Had I not carried this child for 9 months and been fully conscious (perhaps too conscious) when I birthed her, I could not claim her as my own. We never have to ask Malina to do her homework, clean her room or do her laundry (at age 8). She's organized and responsible, detail-oriented and prone to saying things like "Mom, they sent a lunch account notice home A-GAIN. I don't know how many times I have to remind you about this. At some point they're just not going to let me eat."
With guests in the house (and their twin one-year-olds), Malina is sleeping on the floor in our room for the next week because she gave up her room to allow extra space for them (not only willingly but uncharacteristically pleasantly), and she actually took the initiative to put clean sheets on the bed without being asked. Yes, weird. Yes, nearly unheard of. I know.
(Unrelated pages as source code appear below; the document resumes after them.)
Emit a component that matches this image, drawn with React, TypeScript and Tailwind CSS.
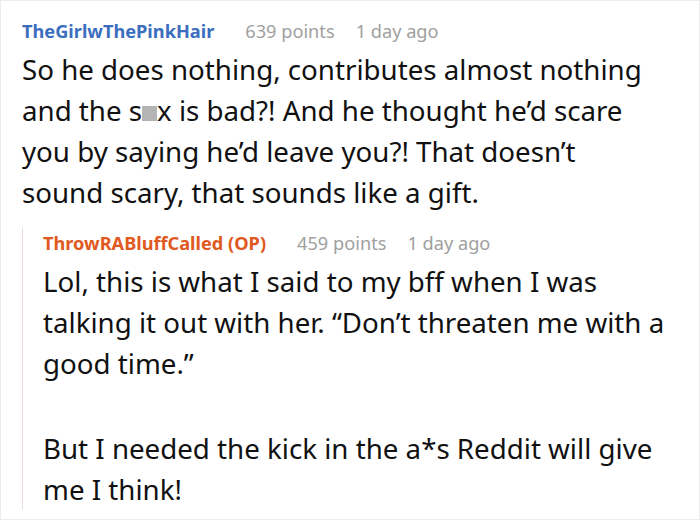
import React from "react";

type MetaProps = {
  user: string;
  userColor: string;
  points: number;
  time: string;
};

function Meta({ user, userColor, points, time }: MetaProps) {
  return (
    <div className="flex items-baseline text-[18.2px] leading-[24px] whitespace-nowrap">
      <span className={`font-bold ${userColor}`}>{user}</span>
      <span className="text-[#a0a0a0] ml-[31px]">{points} points</span>
      <span className="text-[#a0a0a0] ml-[21px]">{time}</span>
    </div>
  );
}

function App() {
  return (
    <div
      className="w-[700px] h-[520px] bg-white border border-[#ececec] overflow-hidden"
      style={{ fontFamily: '"Noto Sans", "Open Sans", sans-serif' }}
    >
      <div className="pl-[21px] pt-[18px]">
        <Meta user="TheGirlwThePinkHair" userColor="text-[#3c6ebf]" points={639} time="1 day ago" />
        <p className="text-[27.7px] leading-[41px] text-[#111] mt-[6px] whitespace-nowrap">
          So he does nothing, contributes almost nothing
          <br />
          and the s
          <span className="inline-block w-[15px] h-[15px] bg-[#b4b4b4] align-[0px]" />
          x is bad?! And he thought he’d scare
          <br />
          you by saying he’d leave you?! That doesn’t
          <br />
          sound scary, that sounds like a gift.
        </p>
        <div className="mt-[15px] border-l-[1.5px] border-[#eadcdc] pl-[20px] pt-[3px]">
          <Meta
            user="ThrowRABluffCalled (OP)"
            userColor="text-[#e0591f]"
            points={459}
            time="1 day ago"
          />
          <div className="text-[27.7px] leading-[41px] text-[#111] mt-[6px] whitespace-nowrap">
            <p>
              Lol, this is what I said to my bff when I was
              <br />
              talking it out with her. “Don’t threaten me with a
              <br />
              good time.”
            </p>
            <p className="mt-[44px]">
              But I needed the kick in the a*s Reddit will give
              <br />
              me I think!
            </p>
          </div>
        </div>
      </div>
    </div>
  );
}

export default App;
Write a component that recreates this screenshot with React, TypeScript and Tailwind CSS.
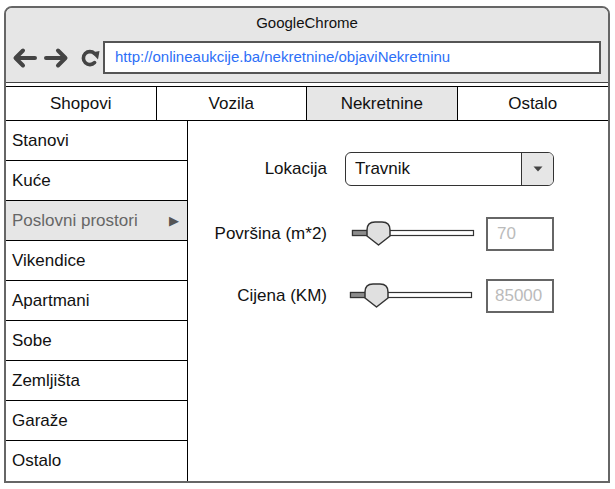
import React from "react";

const font = { fontFamily: '"Liberation Sans", Arial, sans-serif' };

function Slider() {
  return (
    <svg width="133" height="34" viewBox="0 0 133 34" className="block">
      <rect x="7.5" y="13.5" width="121" height="5" fill="#ffffff" stroke="#333" strokeWidth="1.2" />
      <rect x="7.5" y="13.5" width="16" height="5" fill="#8c8c8c" stroke="#333" strokeWidth="1.2" />
      <path
        d="M22 13 Q22 5 30 5 L37 5 Q45 5 45 13 L45 19 L33.5 28 L22 19 Z"
        fill="#e0e0e0"
        stroke="#333"
        strokeWidth="1.5"
        strokeLinejoin="round"
      />
    </svg>
  );
}

export default function App() {
  const cats = [
    "Stanovi",
    "Kuće",
    "Poslovni prostori",
    "Vikendice",
    "Apartmani",
    "Sobe",
    "Zemljišta",
    "Garaže",
    "Ostalo",
  ];
  const tabs = ["Shopovi", "Vozila", "Nekretnine", "Ostalo"];
  return (
    <div className="w-[615px] h-[489px] bg-white pt-[6px] pl-[4px]" style={font}>
      <div className="w-[606px] h-[477px] border-2 border-[#666] rounded-t-[8px] flex flex-col bg-white overflow-hidden">
        {/* header */}
        <div className="h-[75px] bg-[#e6e6e6] border-b border-[#444] flex flex-col shrink-0">
          <div className="h-[31px] flex items-center justify-center text-[15px] text-[#111]">GoogleChrome</div>
          <div className="flex items-start mt-[2px]">
            <div className="w-[97px] h-[33px] flex items-center">
              <svg width="97" height="33" viewBox="0 0 97 33">
                <g stroke="#444" strokeWidth="4" strokeLinecap="round" strokeLinejoin="round" fill="none">
                  <path d="M10 17 L29 17 M17 9.5 L9.5 17 L17 24.5" />
                  <path d="M40 17 L59 17 M52 9.5 L59.5 17 L52 24.5" />
                </g>
                <path d="M88.6 21.6 A6.5 6.5 0 1 1 88.5 12.5" stroke="#444" strokeWidth="3.6" fill="none" strokeLinecap="round" />
                <path d="M85.5 11.5 L93.5 10 L92 18.5 Z" fill="#444" />
              </svg>
            </div>
            <div className="w-[498px] h-[33px] border-2 border-[#555] bg-white flex items-center pl-[10px] text-[15px] text-[#2d6ff7]">
              http://onlineaukcije.ba/nekretnine/objaviNekretninu
            </div>
          </div>
        </div>
        <div className="h-[3px] shrink-0" />
        {/* tabs */}
        <div className="grid grid-cols-4 h-[35px] border-y border-black shrink-0">
          {tabs.map((t, i) => (
            <div
              key={t}
              className={`flex items-center justify-center text-[17px] text-[#111] ${i < 3 ? "border-r border-black" : ""} ${t === "Nekretnine" ? "bg-[#e6e6e6]" : ""}`}
            >
              {t}
            </div>
          ))}
        </div>
        {/* body */}
        <div className="flex flex-1 min-h-0">
          <div className="w-[182px] border-r border-black flex flex-col shrink-0">
            {cats.map((c, i) => (
              <div
                key={c}
                className={`h-[40px] shrink-0 flex items-center pl-[6px] pr-[8px] text-[17px] ${i < cats.length - 1 ? "border-b border-black" : ""} ${c === "Poslovni prostori" ? "bg-[#e6e6e6] text-[#666]" : "text-[#111]"}`}
              >
                <span className="flex-1">{c}</span>
                {c === "Poslovni prostori" && <span className="text-[13px] text-[#555]">▶</span>}
              </div>
            ))}
          </div>
          <div className="flex-1 flex flex-col pt-[31px]">
            <div className="flex items-center h-[34px]">
              <div className="w-[139px] text-right text-[17px] text-[#111]">Lokacija</div>
              <div className="ml-[18px] w-[209px] h-[34px] border-[1.5px] border-[#333] rounded-[6px] flex overflow-hidden">
                <div className="flex-1 flex items-center pl-[9px] text-[17px] text-[#111]">Travnik</div>
                <div className="w-[32px] border-l border-[#333] bg-[#e6e6e6] flex items-center justify-center">
                  <svg width="10" height="6" viewBox="0 0 10 6">
                    <path d="M0.5 0.5 L9.5 0.5 L5 5.5 Z" fill="#444" />
                  </svg>
                </div>
              </div>
            </div>
            <div className="flex items-center h-[34px] mt-[31px]">
              <div className="w-[139px] text-right text-[17px] text-[#111]">Površina (m*2)</div>
              <div className="ml-[18px]">
                <Slider />
              </div>
              <div className="ml-[8px] w-[68px] h-[34px] border-2 border-[#666] flex items-center pl-[9px] text-[17px] text-[#bbb]">70</div>
            </div>
            <div className="flex items-center h-[34px] mt-[28px]">
              <div className="w-[139px] text-right text-[17px] text-[#111]">Cijena (KM)</div>
              <div className="ml-[16px]">
                <Slider />
              </div>
              <div className="ml-[10px] w-[68px] h-[34px] border-2 border-[#666] flex items-center pl-[7px] text-[17px] text-[#bbb]">85000</div>
            </div>
          </div>
        </div>
      </div>
    </div>
  );
}
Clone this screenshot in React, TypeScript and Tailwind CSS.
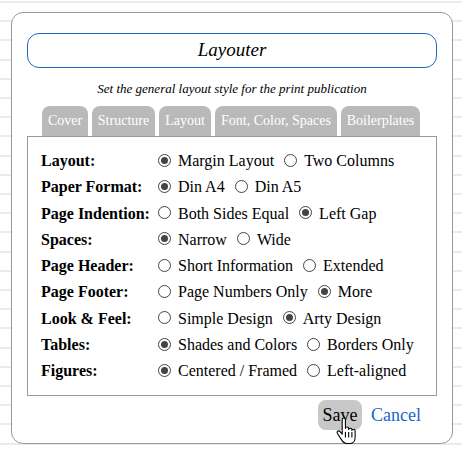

I don't understand it either, given my well-documented aversion to housekeeping of any kind (see several chapters in Laugh, Cry, Eat Some Pie for vivid and disturbing details).
In any case, I walked into my (quite messy) bedroom this morning to spy Malina's little corner of the room tidied just so, with sleeping-bag bed neatly made, clothes uniformly stacked on the makeshift bed, books stacked with precision on her pillow, and her slippers placed "just so" at the foot of the bed. I again had to ask myself "can I really claim this child as my own? It just doesn't make sense...my genes could not possibly produce a child this meticulously tidy and organized."
To prove it, I'll let you in on a little secret: I then had to take a snapshot of her mini-domicile from four different angles to make sure it ONLY showed her bed so it wouldn't reveal the "chaotic but warm and lived in" nature of the rest of my bedroom (AKA the "scene of the grime"). Here's proof:
I'm thinking something skipped a generation. No doubt about that. But we all have to celebrate our own strengths, right? RIGHT?